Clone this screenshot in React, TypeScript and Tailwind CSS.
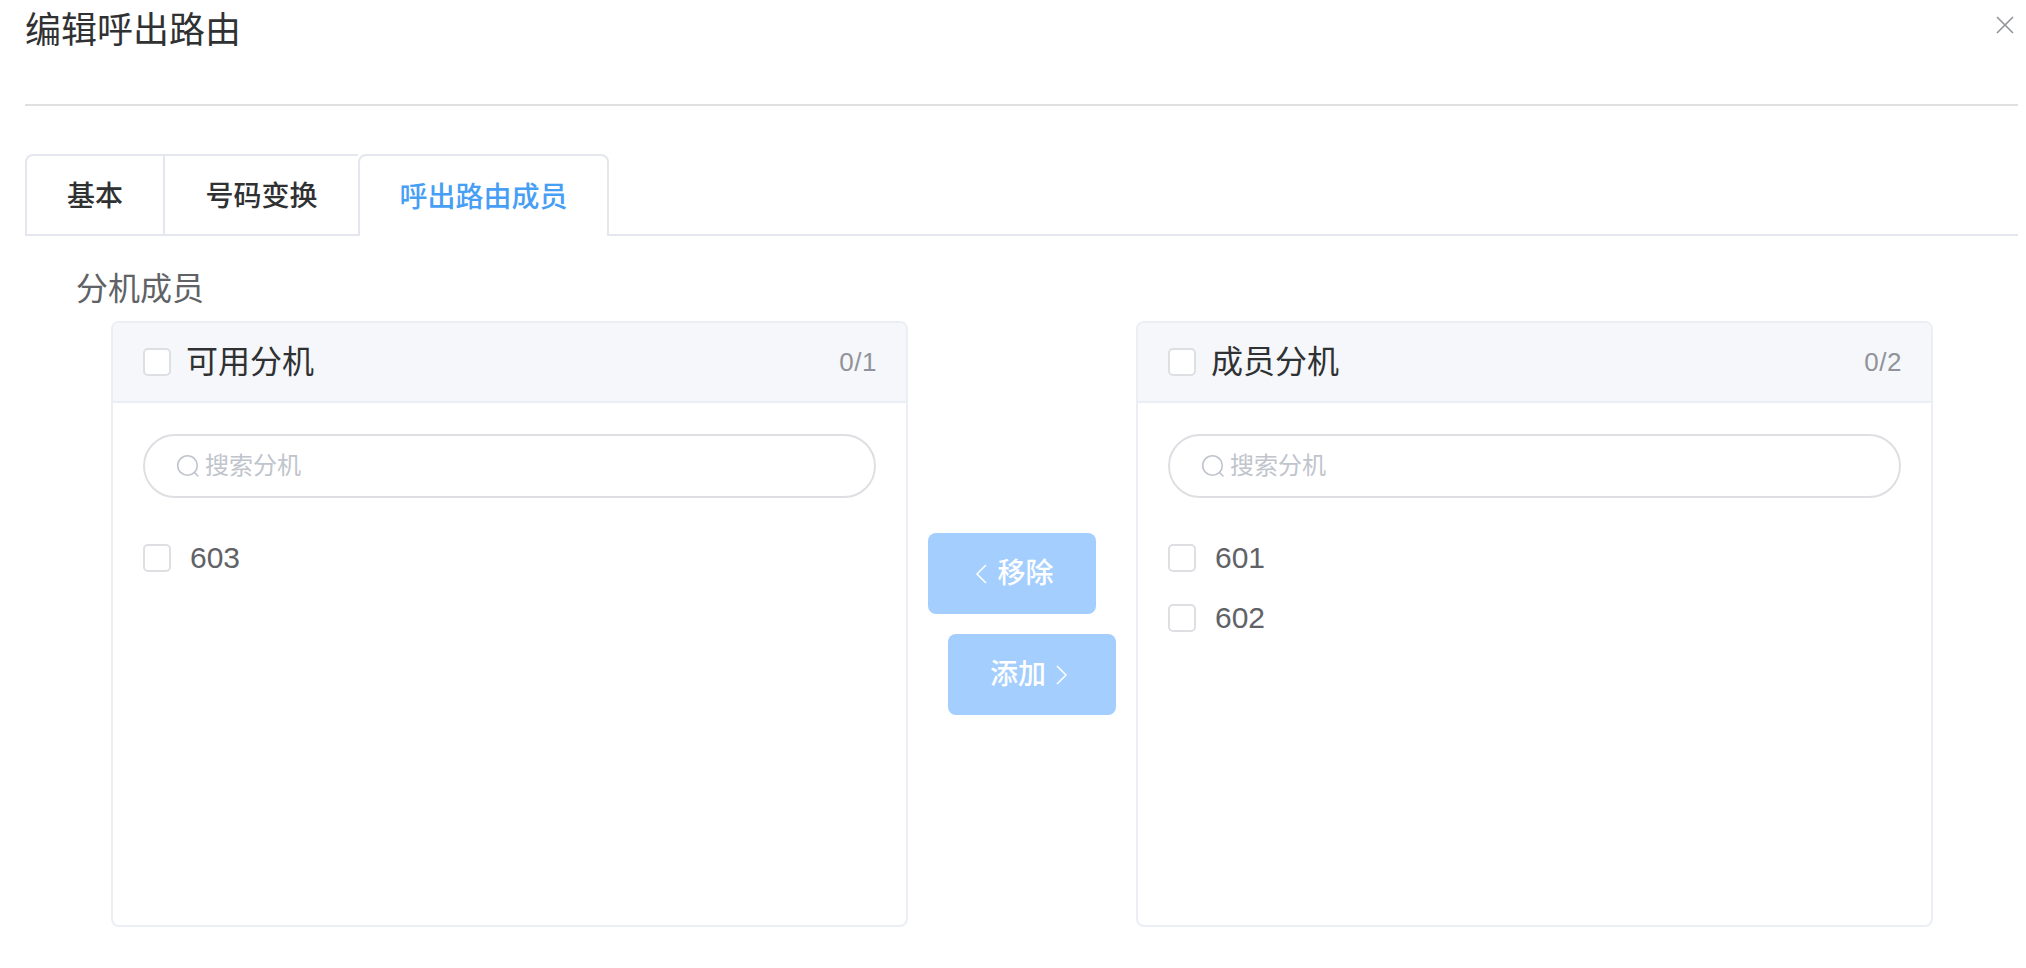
import React from "react";

const FONT = "[font-family:'Liberation_Sans','Noto_Sans_CJK_SC',sans-serif]";

function Box() {
  return <span className="block w-[28px] h-[28px] shrink-0 rounded-[5px] border-2 border-[#dddfe3] bg-white" />;
}

function SearchIcon() {
  return (
    <svg width="24" height="24" viewBox="0 0 24 24" fill="none" stroke="#c0c4cc" strokeWidth="1.6" className="shrink-0">
      <circle cx="11.5" cy="11.5" r="9.8" />
      <path d="M18.6 18.6 L22 22" strokeLinecap="round" />
    </svg>
  );
}

function Chevron({ dir }: { dir: "left" | "right" }) {
  return (
    <svg width="12" height="20" viewBox="0 0 12 20" fill="none" stroke="#ffffff" strokeWidth="1.5" className="shrink-0">
      <path d={dir === "left" ? "M11 1 L2 10 L11 19" : "M1 1 L10 10 L1 19"} />
    </svg>
  );
}

function Panel({ title, count, items }: { title: string; count: string; items: string[] }) {
  return (
    <div className="w-[797px] h-[606px] shrink-0 rounded-[8px] border-2 border-[#ebeef5] overflow-hidden bg-white">
      <div className="h-[80px] flex items-center px-[30px] bg-[#f5f7fa] border-b-2 border-[#ebeef5]">
        <Box />
        <span className="ml-[15px] text-[32px] leading-[40px] text-[#303133]">{title}</span>
        <span className="ml-auto -mr-[1px] text-[26px] leading-[32px] tracking-[0.5px] text-[#909399]">{count}</span>
      </div>
      <div className="px-[30px] pt-[31px]">
        <div className="h-[64px] rounded-full border-2 border-[#dddfe3] flex items-center pl-[31px] pr-[20px] gap-[5px]">
          <SearchIcon />
          <input
            readOnly
            placeholder="搜索分机"
            className="flex-1 min-w-0 text-[24px] leading-[32px] outline-none placeholder:text-[#c0c4cc] bg-transparent"
          />
        </div>
        <div className="mt-[30px] flex flex-col">
          {items.map((it) => (
            <div key={it} className="h-[60px] flex items-center gap-[19px]">
              <Box />
              <span className="text-[30px] leading-[40px] text-[#606266]">{it}</span>
            </div>
          ))}
        </div>
      </div>
    </div>
  );
}

export default function App() {
  return (
    <div className={`relative w-[2026px] h-[968px] overflow-hidden bg-white ${FONT}`}>
      <div className="ml-[25px] mr-[8px] h-[106px] border-b-2 border-[#e0e0e0]">
        <h1 className="pt-[7px] text-[36px] leading-[48px] font-normal text-[#303133]">编辑呼出路由</h1>
      </div>
      <svg width="18" height="18" viewBox="0 0 18 18" fill="none" stroke="#909399" strokeWidth="1.6" className="absolute left-[1996px] top-[16px]">
        <path d="M1 1 L17 17 M17 1 L1 17" />
      </svg>

      <div className="ml-[25px] mr-[8px] mt-[48px] h-[82px] flex border-b-2 border-[#e4e7ed]">
        <div className="w-[138px] h-[80px] pt-[3px] rounded-tl-[8px] border-l-2 border-t-2 border-[#e4e7ed] flex items-center justify-center text-[28px] font-medium text-[#303133]">基本</div>
        <div className="w-[195px] h-[80px] pt-[3px] border-l-2 border-t-2 border-[#e4e7ed] flex items-center justify-center text-[28px] font-medium text-[#303133]">号码变换</div>
        <div className="w-[251px] h-[82px] pt-[3px] rounded-t-[8px] border-x-2 border-t-2 border-[#e4e7ed] bg-white flex items-center justify-center text-[28px] font-medium text-[#479ef5]">呼出路由成员</div>
      </div>

      <div className="ml-[76px] mt-[31px] text-[32px] leading-[44px] text-[#606266]">分机成员</div>

      <div className="ml-[111px] mt-[10px] flex">
        <Panel title="可用分机" count="0/1" items={["603"]} />
        <div className="w-[228px] shrink-0 pl-[20px] pt-[212px] flex flex-col gap-[20px]">
          <div className="w-[168px] h-[81px] pl-[5px] rounded-[8px] bg-[#a3cefd] flex items-center justify-center gap-[10px] text-[28px] font-medium text-white">
            <Chevron dir="left" />
            <span>移除</span>
          </div>
          <div className="ml-[20px] w-[168px] h-[81px] pr-[6px] rounded-[8px] bg-[#a3cefd] flex items-center justify-center gap-[10px] text-[28px] font-medium text-white">
            <span>添加</span>
            <Chevron dir="right" />
          </div>
        </div>
        <Panel title="成员分机" count="0/2" items={["601", "602"]} />
      </div>
    </div>
  );
}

Given task ▸ Repeat verbatim all the material, but not the pictures.

Response below ▸
Clone this screenshot in React, TypeScript and Tailwind CSS.
import React from "react";

const FONT = "[font-family:'Liberation_Sans','Noto_Sans_CJK_SC',sans-serif]";

function Box() {
  return <span className="block w-[28px] h-[28px] shrink-0 rounded-[5px] border-2 border-[#dddfe3] bg-white" />;
}

function SearchIcon() {
  return (
    <svg width="24" height="24" viewBox="0 0 24 24" fill="none" stroke="#c0c4cc" strokeWidth="1.6" className="shrink-0">
      <circle cx="11.5" cy="11.5" r="9.8" />
      <path d="M18.6 18.6 L22 22" strokeLinecap="round" />
    </svg>
  );
}

function Chevron({ dir }: { dir: "left" | "right" }) {
  return (
    <svg width="12" height="20" viewBox="0 0 12 20" fill="none" stroke="#ffffff" strokeWidth="1.5" className="shrink-0">
      <path d={dir === "left" ? "M11 1 L2 10 L11 19" : "M1 1 L10 10 L1 19"} />
    </svg>
  );
}

function Panel({ title, count, items }: { title: string; count: string; items: string[] }) {
  return (
    <div className="w-[797px] h-[606px] shrink-0 rounded-[8px] border-2 border-[#ebeef5] overflow-hidden bg-white">
      <div className="h-[80px] flex items-center px-[30px] bg-[#f5f7fa] border-b-2 border-[#ebeef5]">
        <Box />
        <span className="ml-[15px] text-[32px] leading-[40px] text-[#303133]">{title}</span>
        <span className="ml-auto -mr-[1px] text-[26px] leading-[32px] tracking-[0.5px] text-[#909399]">{count}</span>
      </div>
      <div className="px-[30px] pt-[31px]">
        <div className="h-[64px] rounded-full border-2 border-[#dddfe3] flex items-center pl-[31px] pr-[20px] gap-[5px]">
          <SearchIcon />
          <input
            readOnly
            placeholder="搜索分机"
            className="flex-1 min-w-0 text-[24px] leading-[32px] outline-none placeholder:text-[#c0c4cc] bg-transparent"
          />
        </div>
        <div className="mt-[30px] flex flex-col">
          {items.map((it) => (
            <div key={it} className="h-[60px] flex items-center gap-[19px]">
              <Box />
              <span className="text-[30px] leading-[40px] text-[#606266]">{it}</span>
            </div>
          ))}
        </div>
      </div>
    </div>
  );
}

export default function App() {
  return (
    <div className={`relative w-[2026px] h-[968px] overflow-hidden bg-white ${FONT}`}>
      <div className="ml-[25px] mr-[8px] h-[106px] border-b-2 border-[#e0e0e0]">
        <h1 className="pt-[7px] text-[36px] leading-[48px] font-normal text-[#303133]">编辑呼出路由</h1>
      </div>
      <svg width="18" height="18" viewBox="0 0 18 18" fill="none" stroke="#909399" strokeWidth="1.6" className="absolute left-[1996px] top-[16px]">
        <path d="M1 1 L17 17 M17 1 L1 17" />
      </svg>

      <div className="ml-[25px] mr-[8px] mt-[48px] h-[82px] flex border-b-2 border-[#e4e7ed]">
        <div className="w-[138px] h-[80px] pt-[3px] rounded-tl-[8px] border-l-2 border-t-2 border-[#e4e7ed] flex items-center justify-center text-[28px] font-medium text-[#303133]">基本</div>
        <div className="w-[195px] h-[80px] pt-[3px] border-l-2 border-t-2 border-[#e4e7ed] flex items-center justify-center text-[28px] font-medium text-[#303133]">号码变换</div>
        <div className="w-[251px] h-[82px] pt-[3px] rounded-t-[8px] border-x-2 border-t-2 border-[#e4e7ed] bg-white flex items-center justify-center text-[28px] font-medium text-[#479ef5]">呼出路由成员</div>
      </div>

      <div className="ml-[76px] mt-[31px] text-[32px] leading-[44px] text-[#606266]">分机成员</div>

      <div className="ml-[111px] mt-[10px] flex">
        <Panel title="可用分机" count="0/1" items={["603"]} />
        <div className="w-[228px] shrink-0 pl-[20px] pt-[212px] flex flex-col gap-[20px]">
          <div className="w-[168px] h-[81px] pl-[5px] rounded-[8px] bg-[#a3cefd] flex items-center justify-center gap-[10px] text-[28px] font-medium text-white">
            <Chevron dir="left" />
            <span>移除</span>
          </div>
          <div className="ml-[20px] w-[168px] h-[81px] pr-[6px] rounded-[8px] bg-[#a3cefd] flex items-center justify-center gap-[10px] text-[28px] font-medium text-white">
            <span>添加</span>
            <Chevron dir="right" />
          </div>
        </div>
        <Panel title="成员分机" count="0/2" items={["601", "602"]} />
      </div>
    </div>
  );
}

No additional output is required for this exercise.